George, do you have plans for Strings and Woodwind libs in this series? I'm comparing to 8Dio's Cage now of course.


----------



## Casey Edwards (May 21, 2014)

Anthony N.Putson @ Wed May 21 said:


> George, do you have plans for Strings and Woodwind libs in this series? I'm comparing to 8Dio's Cage now of course.



As the creator of the library, I'm going to go ahead and respond to this. I have every intention to complete the entire symphonic orchestra for AMS, but this of course all depends on the success of its previous modules. I have lots of ideas that are unique to each family and really want to explore the "aleatoric" realm within sampling further.

As far as comparing to 8Dio; the only place these 2 libraries overlap is that they are dedicated orchestral FX libraries. AMS is the only FX library that I'm aware of that has real-time dynamic control across the map. Not only that but we recorded EVERYTHING both 'normale' and 'muted', which means you'll never have one without the other as far as brass is concerned. For Brass alone we've accumulated 35.5 GB of 96kHz/24bit WAVs, which much greater than any of it's counterparts on the market for dedicated brass FX. In the end, you'll have to make the decision on which is better for your workflow and writing style. Thanks for the interest guys! Keep the questions rolling if you have them!


----------



## Casey Edwards (May 26, 2014)

Hey guys and gals! Just wanting to give a friendly reminder that there is ONE week left in the intro pricing for the AMS Trumpets and ONE week left in the AMS bundle super discount. I say "super" discount for lack of better words, but the bundle itself is already discounted, and for ONE week longer it is at an additional discount!


----------



## Casey Edwards (Jun 1, 2014)

A bit of atonal humor here as we round the last few days of AMS trumpets and AMS Brass Bundle special pricing. (Ends June 3rd)
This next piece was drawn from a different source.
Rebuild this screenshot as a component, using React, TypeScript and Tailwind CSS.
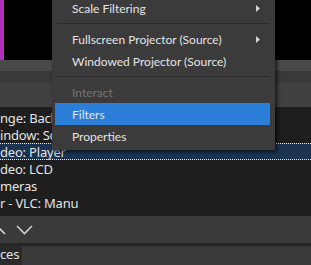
const rows = [
  { label: 'nge: Background' },
  { label: 'indow: Screen' },
  { label: 'deo: Player', selected: true },
  { label: 'deo: LCD' },
  { label: 'meras' },
  { label: 'r - VLC: Manu' },
]

function Arrow() {
  return (
    <svg width="4" height="7" viewBox="0 0 4 7" className="ml-auto">
      <path d="M0 0 L4 3.5 L0 7 Z" fill="#d4d4d4" />
    </svg>
  )
}

function Chevron({ up }: { up?: boolean }) {
  return (
    <svg width="17" height="10" viewBox="0 0 17 10" className="shrink-0">
      <polyline
        points={up ? '1,9 8.5,1.5 16,9' : '1,1 8.5,8.5 16,1'}
        fill="none"
        stroke="#cfcfcf"
        strokeWidth="1.6"
      />
    </svg>
  )
}

function Item({ label, arrow, disabled, active }: { label: string; arrow?: boolean; disabled?: boolean; active?: boolean }) {
  return (
    <div
      className={`flex items-center h-[22px] ml-[3px] mr-[5px] pl-[17px] pr-[10px] pt-px ${
        active ? 'bg-[#2b7fd9]' : ''
      } ${disabled ? 'text-[#747474]' : 'text-[#e4e4e4]'}`}
    >
      <span>{label}</span>
      {arrow && <Arrow />}
    </div>
  )
}

function Separator() {
  return (
    <div className="h-[9px] flex items-center px-[5px]">
      <div className="h-px w-full bg-[#2a2a2a]" />
    </div>
  )
}

export default function App() {
  return (
    <div className="relative w-[311px] h-[265px] overflow-hidden bg-[#1e1e1e] font-['Noto_Sans',sans-serif]">
      {/* preview */}
      <div className="flex h-[60px] bg-black">
        <div className="w-[4px] bg-[#b22fbd]" />
      </div>
      <div className="h-[11px] bg-[#4a4a4a]" />
      <div className="h-[12px] bg-[#393939]" />
      <div className="h-[24px] bg-[#414141]" />

      {/* sources list */}
      <div className="h-[109px] overflow-hidden pt-[2px] text-[13px] tracking-[-0.2px] text-[#e2e2e2]">
        {rows.map(r => (
          <div
            key={r.label}
            className={`h-[17px] leading-[17px] whitespace-nowrap border-y ${
              r.selected ? 'bg-[#1b3452] border-dotted border-[#e8e8e8]' : 'border-transparent'
            }`}
          >
            {r.label}
          </div>
        ))}
      </div>

      {/* toolbar */}
      <div className="flex items-center h-[27px] bg-[#3a3a3a] -ml-[11px] gap-[10px] pt-px">
        <Chevron up />
        <Chevron />
      </div>
      <div className="h-[3px] bg-[#262626]" />
      <div className="flex h-[19px] bg-[#3a3a3a]">
        <div className="w-[22px] bg-[#2a2a2a] rounded-tr-[3px] text-[13px] tracking-[-0.2px] text-[#e2e2e2] leading-[17px] overflow-hidden whitespace-nowrap">
          ces
        </div>
      </div>

      {/* context menu */}
      <div className="absolute left-[52px] top-[-3px] w-[223px] bg-[#3b3b3b] pb-[3px] font-['Lato',sans-serif] text-[12px] shadow-[2px_2px_4px_rgba(0,0,0,0.7)]">
        <Item label="Scale Filtering" arrow />
        <Separator />
        <Item label="Fullscreen Projector (Source)" arrow />
        <Item label="Windowed Projector (Source)" />
        <Separator />
        <Item label="Interact" disabled />
        <Item label="Filters" active />
        <Item label="Properties" />
      </div>
    </div>
  )
}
http://www.theonion.com/articles/atonal-composers-gather-for-atony-awards,3112/

o-[][]-o


----------



## FriFlo (Jun 2, 2014)

Congrats ob the new release. But ... As much as. I love my AMS bundle, I have to spoil the party a little: while the upgrade is generally well thought out, it misses IMO the most vital cross fade option of sustains to lip bends (or other)! OMG! This option has been there in v1 and is the most used and most effective IMO. How could you remove that! It made 2.0 a downgrade instead of an upgrade for me.
Also, please include the ability to cross fade between normals and muted. For horns that actually is working in reality and for other brass I still would like to have that option. 
Another thing I would prefer is two different x-fade option. One, like it is now, where you cross fade between one patches low and the second patches high dynamic layer, and one where there is one CC for cross fade and a separate for dynamic. IMO this is actually vital for getting the full use of this library. Of course you can do all of this by setting up two dedicated tracks of AMS and cross fading between them, but in a sample library I want to be able to feel that in real time and that's really only possible with the options mentioned before. If you could include that, I would only hope for more AMS modules to be released ...


----------



## Casey Edwards (Jun 2, 2014)

FriFlo @ Mon Jun 02 said:


> Congrats ob the new release. But ... As much as. I love my AMS bundle, I have to spoil the party a little: while the upgrade is generally well thought out, it misses IMO the most vital cross fade option of sustains to lip bends (or other)! OMG! This option has been there in v1 and is the most used and most effective IMO. How could you remove that! It made 2.0 a downgrade instead of an upgrade for me.
> Also, please include the ability to cross fade between normals and muted. For horns that actually is working in reality and for other brass I still would like to have that option.
> Another thing I would prefer is two different x-fade option. One, like it is now, where you cross fade between one patches low and the second patches high dynamic layer, and one where there is one CC for cross fade and a separate for dynamic. IMO this is actually vital for getting the full use of this library. Of course you can do all of this by setting up two dedicated tracks of AMS and cross fading between them, but in a sample library I want to be able to feel that in real time and that's really only possible with the options mentioned before. If you could include that, I would only hope for more AMS modules to be released ...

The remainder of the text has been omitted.